Abstract

The ground- and first excited state of s-tetrazine arising from a π*←n excitation (1Ag,1B3u) have been studied using the complete active space (CASSCF) and the second order multiconfiguration perturbation theory (CASPT2) ab initio methods. The focus of this study is on the effect of the electronic excitation on the molecular structure and on those electronic properties which are important to model the solvatochromatic behavior of the molecule in polymer matrices as used in permanent hole burning experiments.
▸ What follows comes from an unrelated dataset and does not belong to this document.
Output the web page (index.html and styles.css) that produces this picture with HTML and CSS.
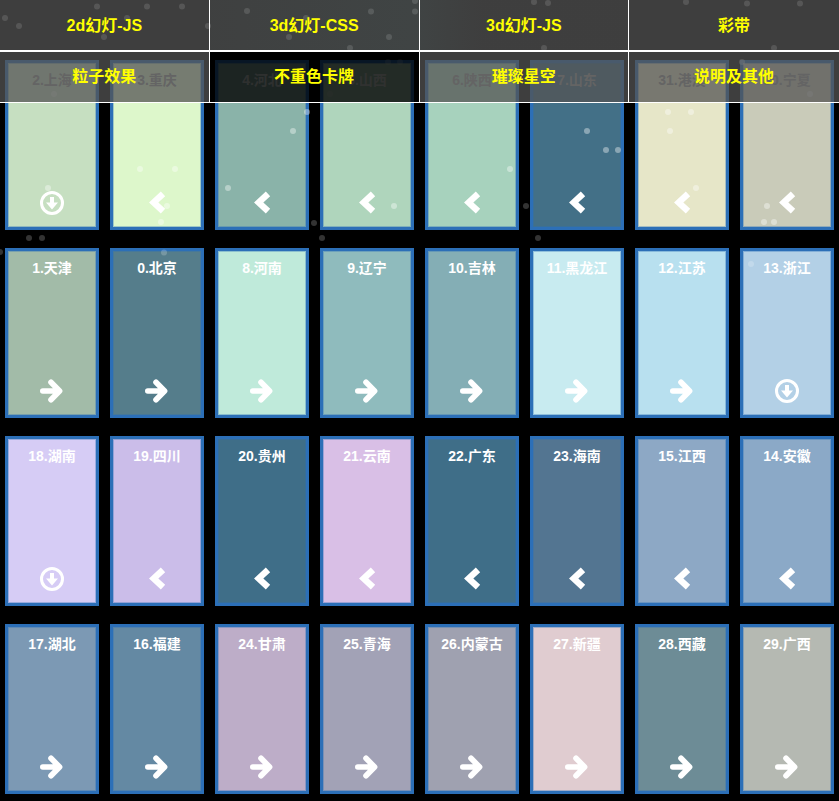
FILE: index.html
```html
<!DOCTYPE html>
<html>
<head>
    <meta charset="utf-8">
    <title>Provinces</title>
    <link rel="stylesheet" href="styles.css">
</head>
<body>
    <!-- icons used by the cards -->
    <svg class="defs">
        <symbol id="i-next" viewBox="0 0 24 24">
            <path d="M2.8 12H18M11 3.2L19.6 12L11 20.8" fill="none" stroke="#fff" stroke-width="5.6" stroke-linecap="round" stroke-linejoin="round"/>
        </symbol>
        <symbol id="i-prev" viewBox="0 0 24 24">
            <path d="M18 2.8L8.7 11.5L18 20.2" fill="none" stroke="#fff" stroke-width="6.4" stroke-linejoin="miter"/>
        </symbol>
        <symbol id="i-down" viewBox="0 0 24 24">
            <circle cx="12" cy="12" r="10.5" fill="none" stroke="#fff" stroke-width="3"/>
            <path d="M10 6h4v5.6h4L12 18.5L6 11.6h4z" fill="#fff"/>
        </symbol>
    </svg>

    <!-- the menu over the cards -->
    <div class="menu">
        <a class="item" href="#">2d幻灯-JS</a>
        <a class="item tint-left" href="#">3d幻灯-CSS</a>
        <a class="item tint-right" href="#">3d幻灯-JS</a>
        <a class="item" href="#">彩带</a>
        <a class="item low" href="#">粒子效果</a>
        <a class="item low dark" href="#">不重色卡牌</a>
        <a class="item low" href="#">璀璨星空</a>
        <a class="item low" href="#">说明及其他</a>
    </div>

    <!-- the cards -->
    <div class="cards">
        <div class="card p2 mesh under"><p>2.上海</p><svg class="icon"><use href="#i-down"/></svg></div>
        <div class="card p3 under"><p>3.重庆</p><svg class="icon"><use href="#i-prev"/></svg></div>
        <div class="card p4 shade"><p>4.河北</p><svg class="icon"><use href="#i-prev"/></svg></div>
        <div class="card p5 shade"><p>5.山西</p><svg class="icon"><use href="#i-prev"/></svg></div>
        <div class="card p6 mesh under"><p>6.陕西</p><svg class="icon"><use href="#i-prev"/></svg></div>
        <div class="card p7 under"><p>7.山东</p><svg class="icon"><use href="#i-prev"/></svg></div>
        <div class="card p31 under"><p>31.港澳</p><svg class="icon"><use href="#i-prev"/></svg></div>
        <div class="card p30 under"><p>30.宁夏</p><svg class="icon"><use href="#i-prev"/></svg></div>

        <div class="card p1"><p>1.天津</p><svg class="icon"><use href="#i-next"/></svg></div>
        <div class="card p0"><p>0.北京</p><svg class="icon"><use href="#i-next"/></svg></div>
        <div class="card p8"><p>8.河南</p><svg class="icon"><use href="#i-next"/></svg></div>
        <div class="card p9"><p>9.辽宁</p><svg class="icon"><use href="#i-next"/></svg></div>
        <div class="card p10"><p>10.吉林</p><svg class="icon"><use href="#i-next"/></svg></div>
        <div class="card p11"><p>11.黑龙江</p><svg class="icon"><use href="#i-next"/></svg></div>
        <div class="card p12"><p>12.江苏</p><svg class="icon"><use href="#i-next"/></svg></div>
        <div class="card p13"><p>13.浙江</p><svg class="icon"><use href="#i-down"/></svg></div>

        <div class="card p18"><p>18.湖南</p><svg class="icon"><use href="#i-down"/></svg></div>
        <div class="card p19"><p>19.四川</p><svg class="icon"><use href="#i-prev"/></svg></div>
        <div class="card p20"><p>20.贵州</p><svg class="icon"><use href="#i-prev"/></svg></div>
        <div class="card p21"><p>21.云南</p><svg class="icon"><use href="#i-prev"/></svg></div>
        <div class="card p22"><p>22.广东</p><svg class="icon"><use href="#i-prev"/></svg></div>
        <div class="card p23"><p>23.海南</p><svg class="icon"><use href="#i-prev"/></svg></div>
        <div class="card p15"><p>15.江西</p><svg class="icon"><use href="#i-prev"/></svg></div>
        <div class="card p14"><p>14.安徽</p><svg class="icon"><use href="#i-prev"/></svg></div>

        <div class="card p17"><p>17.湖北</p><svg class="icon"><use href="#i-next"/></svg></div>
        <div class="card p16"><p>16.福建</p><svg class="icon"><use href="#i-next"/></svg></div>
        <div class="card p24"><p>24.甘肃</p><svg class="icon"><use href="#i-next"/></svg></div>
        <div class="card p25"><p>25.青海</p><svg class="icon"><use href="#i-next"/></svg></div>
        <div class="card p26"><p>26.内蒙古</p><svg class="icon"><use href="#i-next"/></svg></div>
        <div class="card p27"><p>27.新疆</p><svg class="icon"><use href="#i-next"/></svg></div>
        <div class="card p28"><p>28.西藏</p><svg class="icon"><use href="#i-next"/></svg></div>
        <div class="card p29"><p>29.广西</p><svg class="icon"><use href="#i-next"/></svg></div>
    </div>

    <svg class="dots" width="839" height="801" viewBox="0 0 839 801">
        <g class="bright">
            <circle cx="97" cy="6.5" r="3"/><circle cx="147" cy="6.5" r="3"/><circle cx="182" cy="6.5" r="3"/>
            <circle cx="5" cy="18" r="3"/><circle cx="19" cy="26" r="3"/><circle cx="127" cy="18" r="3"/>
            <circle cx="104" cy="37" r="3"/><circle cx="208" cy="26" r="3"/><circle cx="247" cy="11" r="3"/>
            <circle cx="306" cy="18" r="3"/><circle cx="371" cy="11.5" r="3"/><circle cx="415" cy="11.5" r="3"/>
            <circle cx="415" cy="1" r="3"/><circle cx="289" cy="37" r="3"/><circle cx="389" cy="37" r="3"/>
            <circle cx="350" cy="48" r="3"/><circle cx="534" cy="2" r="3"/><circle cx="548" cy="3" r="3"/>
            <circle cx="686" cy="2" r="3"/><circle cx="747" cy="3.5" r="3"/><circle cx="800" cy="3.5" r="3"/>
            <circle cx="544" cy="48" r="3"/><circle cx="774" cy="48" r="3"/>
            <circle cx="54" cy="94" r="3"/><circle cx="742" cy="62" r="3"/><circle cx="810" cy="94" r="3"/>
            <circle cx="307" cy="112" r="3"/><circle cx="293" cy="131" r="3"/><circle cx="140" cy="169" r="3"/>
            <circle cx="175" cy="169" r="3"/><circle cx="228" cy="188" r="3"/><circle cx="48" cy="188" r="3"/>
            <circle cx="167" cy="206" r="3"/><circle cx="161" cy="222" r="3"/><circle cx="394" cy="206" r="3"/>
            <circle cx="587" cy="131" r="3"/><circle cx="606" cy="150" r="3"/><circle cx="618" cy="150" r="3"/>
            <circle cx="668" cy="112" r="3"/><circle cx="691" cy="112" r="3"/><circle cx="670" cy="131" r="3"/>
            <circle cx="510" cy="169" r="3"/><circle cx="696" cy="188" r="3"/><circle cx="767" cy="206" r="3"/>
            <circle cx="764" cy="222" r="3"/><circle cx="774" cy="222" r="3"/>
        </g>
        <g class="dim">
            <circle cx="388" cy="62" r="3"/><circle cx="400" cy="62" r="3"/><circle cx="330" cy="94" r="3"/>
            <circle cx="314" cy="223" r="3"/><circle cx="29" cy="238" r="3"/><circle cx="42" cy="238" r="3"/>
            <circle cx="322" cy="238" r="3"/><circle cx="526" cy="206" r="3"/><circle cx="538" cy="238" r="3"/>
            <circle cx="0" cy="252" r="3"/><circle cx="164" cy="252.5" r="3"/><circle cx="751" cy="264" r="3"/>
        </g>
    </svg>
</body>
</html>
```

FILE: styles.css
```css
/* The page itself */
body {
    font-family: "Liberation Sans", "Noto Sans CJK SC", sans-serif;
    background: black;
    margin: 0;
    padding: 0;
    overflow: hidden;
}

.defs {
    display: none;
}

/* The menu lies over the first row of cards */
.menu {
    position: absolute;
    top: 0;
    left: 0;
    z-index: 2;
    width: 839px;
    display: grid;
    grid-template-columns: repeat(4, 1fr);
}

.item {
    box-sizing: border-box;
    height: 51px;
    line-height: 51px;
    font-size: 16px;
    font-weight: bold;
    text-align: center;
    text-decoration: none;
    color: #ffff00;
    background: rgba(83, 83, 83, 0.75);
    border-right: 1px solid white;
    border-bottom: 1px solid white;
}

.item:nth-child(4n) {
    border-right: 0;
}

.tint-left {
    background: linear-gradient(to right, rgba(84, 86, 86, 0.75), rgba(85, 91, 91, 0.75));
}

.tint-right {
    background: linear-gradient(to right, rgba(85, 90, 90, 0.75), rgba(83, 83, 83, 0.75) 30%);
}

.low {
    height: 52px;
    line-height: 50px;
    border-top: 1px solid white;
}

.dark {
    background: rgba(0, 0, 0, 0.8);
}

/* The cards */
.cards {
    display: grid;
    grid-template-columns: repeat(8, 94px);
    grid-auto-rows: 169.5px;
    column-gap: 11px;
    row-gap: 18.5px;
    padding: 60px 5px 7px;
}

.card {
    position: relative;
    box-sizing: border-box;
    display: flex;
    flex-direction: column;
    align-items: center;
    border: 3px solid #2c6fb7;
    box-shadow: inset 0 0 0 1px rgba(44, 111, 183, 0.35);
    padding: 8px 0 11.5px;
    color: white;
}

.card p {
    margin: 0;
    font-size: 14px;
    font-weight: bold;
    line-height: 18px;
}

.under p {
    color: #969696;
}

.shade p {
    color: rgba(255, 255, 255, 0.8);
}

/* The grain seen through the menu on some cards */
.mesh::before {
    content: "";
    position: absolute;
    top: 0;
    left: 0;
    right: 0;
    height: 39px;
    background-image: radial-gradient(rgba(0, 0, 0, 0.1) 0.6px, transparent 0.7px);
    background-size: 2px 2px;
}

.icon {
    display: block;
    width: 24px;
    height: 24px;
    margin-top: auto;
}

/* One colour for each province */
.p2 { background: #c6dfc1; }
.p3 { background: #ddf7cb; }
.p4 { background: #8ab3a9; }
.p5 { background: #afd5bc; }
.p6 { background: #a7d2bd; }
.p7 { background: #437087; }
.p31 { background: #e6e6c8; }
.p30 { background: #c9cbb9; }
.p1 { background: #a2bba8; }
.p0 { background: #557d8b; }
.p8 { background: #bfeada; }
.p9 { background: #8fbbbd; }
.p10 { background: #84aeb5; }
.p11 { background: #c8ebf0; }
.p12 { background: #b8e0ef; }
.p13 { background: #b3d0e6; }
.p18 { background: #d6ccf5; }
.p19 { background: #cbbde9; }
.p20 { background: #3f6e88; }
.p21 { background: #d9bfe6; }
.p22 { background: #3f6e88; }
.p23 { background: #537591; }
.p15 { background: #8da8c5; }
.p14 { background: #8ba9c7; }
.p17 { background: #7c99b4; }
.p16 { background: #6489a3; }
.p24 { background: #bdadc8; }
.p25 { background: #a2a2b6; }
.p26 { background: #9fa1b0; }
.p27 { background: #e0ccd0; }
.p28 { background: #6d8c96; }
.p29 { background: #b5b9b2; }

/* The particles float over the cards and under the menu */
.dots {
    position: absolute;
    top: 0;
    left: 0;
    z-index: 1;
}

.bright circle {
    fill: rgba(255, 255, 255, 0.38);
}

.dim circle {
    fill: rgba(255, 255, 255, 0.2);
}
```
Since the accurate computation of excited state molecular properties represents a major challenge for today’s numerical quantum chemistry, some technical aspects are also considered. The present study shows that the change in geometry upon electronic excitation is small. This is in partial contradiction with the experimental studies which however disagree among themselves [see K. K. Innes, I. G. Ross, and W. R. Moomaw, J. Mol. Spectrosc. 132, 492 (1988), and R. E. Smalley, L. Wharton, and D. H. Levi, ibid. 66, 375 (1977)]. This study also confirms that the first excited state equilibrium structure is of D2h symmetry. In an earlier theoretical study it was found that the D2h symmetry structure may represent a saddle point rather than a minimum on the excited state potential surface [see A. C. Scheiner and H. F. Schaefer III, J. Chem. Phys. 87, 3539 (1987)]. In the first excited state, we observe an increase of the mean polarizability of s-tetrazine along with an enhanced anisotropy. The change in the polarizability is almost exclusively in the ‘‘in-plane’’ components of the tensor; the polarizability in the vertical direction is nearly unchanged. This observation questions recent experimental results reported for this molecule [see S. Heitz, D. Weidnauer, and A. Hese, J. Chem. Phys. 95, 7952 (1991)].